The closest financial institution was a Coastal Community branch in Port McNeill, which is a 40-minute ferry ride away. Round trips to Port McNeill took about three hours if people were lucky enough to finish their banking in time to catch the next ferry. If they missed that, the whole trip would take about five hours, Speck said.

Instead of simply giving up, Speck helped form a committee, which also had representatives from the Village of Alert Bay, in an effort to lure a new financial institution.

It hired financial consultants at Headwater Equity Partners and put together sales pitches to different financial institutions with pleas to open a branch in the community.

The committee also took a confidential survey of people on the island to determine how much money islanders had and what banking services they wanted.

One of the sticking points that made Coastal Community’s operation expensive was that regular shipments of cash had to come in secure trucks from Victoria. The presumption was that there were some businesses on the island that were not depositing cash at the Coastal Community branch and instead took those dollars off the island, Speck said.

Her committee helped get agreement from the island’s business community to deposit money in a new financial institution and then have it transferred to another institution, if necessary, by electronic means.

That way the physical dollars stayed on Cormorant Island.

That agreement was one of the things the community brought about to give Vancity confidence that its new branch would be viable.

The Village of Alert Bay and the ‘Namgis First Nation also promised to carry out all their financial transactions through the branch. Public filings show that annual ‘Namgis program spending and salaries amount to about $12 million.

In the time since Vancity opened its branch in May 2015, it has had to order only three of those expensive cash deliveries. That’s fewer than was the case when Coastal Community operated, Speck said.

Another indication of success is that the branch has more than 560 members.

“One of the things that happens when a banking institution leaves is that people start making other arrangements,” she said. “So our goal in the first year was to achieve at least 500 members.”

The Vancity branch is open three days per week, the same frequency as the former Coastal Community location.

The branch has yet to turn a profit but that does not faze Vancity’s manager of indigenous partnerships, Stewart Anderson.

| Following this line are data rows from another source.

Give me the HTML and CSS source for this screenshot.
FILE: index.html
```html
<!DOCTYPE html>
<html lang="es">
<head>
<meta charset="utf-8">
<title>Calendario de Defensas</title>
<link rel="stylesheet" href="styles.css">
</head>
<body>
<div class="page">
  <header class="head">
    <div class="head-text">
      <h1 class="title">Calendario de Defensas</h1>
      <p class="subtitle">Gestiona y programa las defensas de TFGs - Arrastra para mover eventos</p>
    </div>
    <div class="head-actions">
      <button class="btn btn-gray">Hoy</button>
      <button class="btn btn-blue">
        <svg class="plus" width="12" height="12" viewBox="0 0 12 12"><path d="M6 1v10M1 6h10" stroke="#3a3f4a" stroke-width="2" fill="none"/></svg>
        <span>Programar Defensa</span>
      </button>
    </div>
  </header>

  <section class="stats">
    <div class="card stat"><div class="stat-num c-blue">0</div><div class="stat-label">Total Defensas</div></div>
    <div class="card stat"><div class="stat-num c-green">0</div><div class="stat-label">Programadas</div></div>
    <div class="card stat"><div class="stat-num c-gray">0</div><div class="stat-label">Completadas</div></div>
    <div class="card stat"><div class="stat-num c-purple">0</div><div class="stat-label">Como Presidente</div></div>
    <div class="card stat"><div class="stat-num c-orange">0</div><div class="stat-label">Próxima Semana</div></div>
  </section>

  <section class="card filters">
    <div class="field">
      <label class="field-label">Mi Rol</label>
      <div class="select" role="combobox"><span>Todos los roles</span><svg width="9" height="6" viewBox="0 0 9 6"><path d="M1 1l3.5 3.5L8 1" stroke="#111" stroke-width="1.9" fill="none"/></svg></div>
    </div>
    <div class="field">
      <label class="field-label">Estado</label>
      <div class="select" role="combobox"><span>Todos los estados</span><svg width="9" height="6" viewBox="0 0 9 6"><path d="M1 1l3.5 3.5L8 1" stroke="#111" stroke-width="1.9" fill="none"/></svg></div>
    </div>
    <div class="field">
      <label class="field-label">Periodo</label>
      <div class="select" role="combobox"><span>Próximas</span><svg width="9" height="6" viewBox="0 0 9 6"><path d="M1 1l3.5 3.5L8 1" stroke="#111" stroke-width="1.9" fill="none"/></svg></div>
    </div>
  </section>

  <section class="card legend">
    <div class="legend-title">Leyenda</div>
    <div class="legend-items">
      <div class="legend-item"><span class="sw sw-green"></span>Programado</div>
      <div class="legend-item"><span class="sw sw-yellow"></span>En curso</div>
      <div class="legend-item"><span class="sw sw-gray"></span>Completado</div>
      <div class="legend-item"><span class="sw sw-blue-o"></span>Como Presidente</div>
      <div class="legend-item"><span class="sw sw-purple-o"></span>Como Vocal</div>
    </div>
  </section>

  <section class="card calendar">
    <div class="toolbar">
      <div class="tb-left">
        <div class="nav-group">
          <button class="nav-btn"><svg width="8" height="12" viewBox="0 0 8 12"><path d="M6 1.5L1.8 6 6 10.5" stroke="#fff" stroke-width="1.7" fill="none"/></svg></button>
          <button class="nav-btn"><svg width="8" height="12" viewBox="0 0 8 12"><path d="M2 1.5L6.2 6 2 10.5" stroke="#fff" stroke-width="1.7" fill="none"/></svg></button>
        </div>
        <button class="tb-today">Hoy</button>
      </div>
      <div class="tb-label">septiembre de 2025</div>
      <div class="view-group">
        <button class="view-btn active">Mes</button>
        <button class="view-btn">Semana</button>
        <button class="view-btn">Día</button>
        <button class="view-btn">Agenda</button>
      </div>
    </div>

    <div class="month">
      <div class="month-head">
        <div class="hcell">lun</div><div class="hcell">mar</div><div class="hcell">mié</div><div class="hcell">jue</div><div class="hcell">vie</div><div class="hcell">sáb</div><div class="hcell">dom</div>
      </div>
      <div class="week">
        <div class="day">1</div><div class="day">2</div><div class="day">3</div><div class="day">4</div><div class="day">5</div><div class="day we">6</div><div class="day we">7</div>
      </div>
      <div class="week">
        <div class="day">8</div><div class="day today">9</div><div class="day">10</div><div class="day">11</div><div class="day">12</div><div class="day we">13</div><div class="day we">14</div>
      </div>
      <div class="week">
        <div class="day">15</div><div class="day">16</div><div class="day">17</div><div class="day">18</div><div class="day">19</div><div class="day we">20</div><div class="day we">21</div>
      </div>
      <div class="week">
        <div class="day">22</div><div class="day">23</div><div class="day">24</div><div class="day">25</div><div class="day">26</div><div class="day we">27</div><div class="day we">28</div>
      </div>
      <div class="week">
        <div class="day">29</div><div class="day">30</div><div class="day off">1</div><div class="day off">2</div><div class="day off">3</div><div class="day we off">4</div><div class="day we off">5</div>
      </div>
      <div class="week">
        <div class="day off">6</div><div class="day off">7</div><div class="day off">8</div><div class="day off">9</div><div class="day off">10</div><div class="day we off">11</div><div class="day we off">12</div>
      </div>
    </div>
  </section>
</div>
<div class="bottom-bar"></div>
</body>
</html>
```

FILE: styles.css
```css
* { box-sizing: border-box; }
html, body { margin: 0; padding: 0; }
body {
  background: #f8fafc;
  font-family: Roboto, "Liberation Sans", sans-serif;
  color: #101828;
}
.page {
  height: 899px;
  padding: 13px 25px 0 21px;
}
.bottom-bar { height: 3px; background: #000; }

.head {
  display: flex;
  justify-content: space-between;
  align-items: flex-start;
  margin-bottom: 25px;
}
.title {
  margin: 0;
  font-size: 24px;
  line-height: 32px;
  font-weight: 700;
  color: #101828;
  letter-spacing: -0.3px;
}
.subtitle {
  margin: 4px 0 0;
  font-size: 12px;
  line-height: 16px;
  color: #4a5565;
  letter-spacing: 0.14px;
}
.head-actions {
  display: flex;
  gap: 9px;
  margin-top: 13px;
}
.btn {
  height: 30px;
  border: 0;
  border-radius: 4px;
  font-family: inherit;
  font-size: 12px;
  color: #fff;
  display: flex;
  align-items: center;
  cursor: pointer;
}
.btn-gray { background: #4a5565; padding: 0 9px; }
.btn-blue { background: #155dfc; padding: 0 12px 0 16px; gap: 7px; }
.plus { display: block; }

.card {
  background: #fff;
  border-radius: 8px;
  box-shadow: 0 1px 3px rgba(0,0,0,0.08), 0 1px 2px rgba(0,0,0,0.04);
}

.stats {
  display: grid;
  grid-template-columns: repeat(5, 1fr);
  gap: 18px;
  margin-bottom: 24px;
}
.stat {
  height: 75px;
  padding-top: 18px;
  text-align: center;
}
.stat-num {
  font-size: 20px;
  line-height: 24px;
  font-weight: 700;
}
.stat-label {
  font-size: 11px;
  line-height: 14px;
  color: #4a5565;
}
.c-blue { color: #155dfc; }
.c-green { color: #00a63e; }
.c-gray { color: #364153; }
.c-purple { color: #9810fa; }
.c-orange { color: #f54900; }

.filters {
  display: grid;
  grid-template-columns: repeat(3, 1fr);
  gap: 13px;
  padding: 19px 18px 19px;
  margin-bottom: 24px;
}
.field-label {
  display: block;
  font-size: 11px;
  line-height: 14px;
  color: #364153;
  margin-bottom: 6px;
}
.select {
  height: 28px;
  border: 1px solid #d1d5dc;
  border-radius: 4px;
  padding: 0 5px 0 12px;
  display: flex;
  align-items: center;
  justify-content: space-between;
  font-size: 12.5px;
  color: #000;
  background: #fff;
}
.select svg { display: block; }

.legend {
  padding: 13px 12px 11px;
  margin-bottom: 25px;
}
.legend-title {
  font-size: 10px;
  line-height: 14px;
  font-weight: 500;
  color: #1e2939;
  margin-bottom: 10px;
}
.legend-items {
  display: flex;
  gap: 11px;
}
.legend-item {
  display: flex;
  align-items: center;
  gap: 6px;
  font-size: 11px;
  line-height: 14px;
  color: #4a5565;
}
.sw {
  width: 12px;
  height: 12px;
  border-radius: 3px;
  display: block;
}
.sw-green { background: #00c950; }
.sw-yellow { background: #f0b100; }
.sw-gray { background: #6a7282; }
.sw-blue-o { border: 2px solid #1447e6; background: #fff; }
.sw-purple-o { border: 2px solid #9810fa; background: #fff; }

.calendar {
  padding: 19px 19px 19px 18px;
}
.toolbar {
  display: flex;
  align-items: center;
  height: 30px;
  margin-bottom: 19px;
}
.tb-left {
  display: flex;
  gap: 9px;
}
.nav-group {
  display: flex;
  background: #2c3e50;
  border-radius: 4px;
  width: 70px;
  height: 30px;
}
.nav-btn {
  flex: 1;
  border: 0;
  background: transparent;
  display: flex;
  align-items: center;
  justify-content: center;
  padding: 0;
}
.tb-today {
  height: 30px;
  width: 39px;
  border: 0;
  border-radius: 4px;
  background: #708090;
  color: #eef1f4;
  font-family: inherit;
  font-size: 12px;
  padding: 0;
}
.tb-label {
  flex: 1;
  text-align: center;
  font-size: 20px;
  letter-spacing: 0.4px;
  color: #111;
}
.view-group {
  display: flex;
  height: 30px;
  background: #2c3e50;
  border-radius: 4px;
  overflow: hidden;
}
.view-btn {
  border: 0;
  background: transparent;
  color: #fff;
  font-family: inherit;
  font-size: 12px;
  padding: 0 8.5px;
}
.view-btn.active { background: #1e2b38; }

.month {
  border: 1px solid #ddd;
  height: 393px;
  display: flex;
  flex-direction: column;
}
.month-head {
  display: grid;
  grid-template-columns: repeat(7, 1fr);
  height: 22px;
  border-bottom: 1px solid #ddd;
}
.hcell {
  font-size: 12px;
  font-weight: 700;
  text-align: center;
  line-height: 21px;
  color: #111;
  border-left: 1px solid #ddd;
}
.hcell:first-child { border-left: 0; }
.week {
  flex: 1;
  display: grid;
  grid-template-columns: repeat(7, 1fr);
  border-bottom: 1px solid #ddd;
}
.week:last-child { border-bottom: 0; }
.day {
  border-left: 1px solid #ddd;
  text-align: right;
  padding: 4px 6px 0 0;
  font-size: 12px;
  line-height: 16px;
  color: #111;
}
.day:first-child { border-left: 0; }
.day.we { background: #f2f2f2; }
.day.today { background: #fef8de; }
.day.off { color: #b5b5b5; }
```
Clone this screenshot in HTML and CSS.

“It’s the first year of operations,” Anderson said. “It generally takes a number of years before an individual branch would be deemed profitable.”

“To become profitable, you don’t always have to do things the way you’ve always done them,” he added. “For us, it’s a matter of looking at how to deliver what the community wants in a cost-effective way and figuring out the right balance so that we have a sustainable model.”

Leaders in other communities have urged Vancity to open branches in their towns, but Anderson said his credit union wants to wait and see whether the Cormorant Island experiment is successful before expanding to other places. •

(The original version of this story incorrectly noted that Coast Capital Savings Credit Union had pulled out of Alert Bay, not Coastal Community Credit Union.)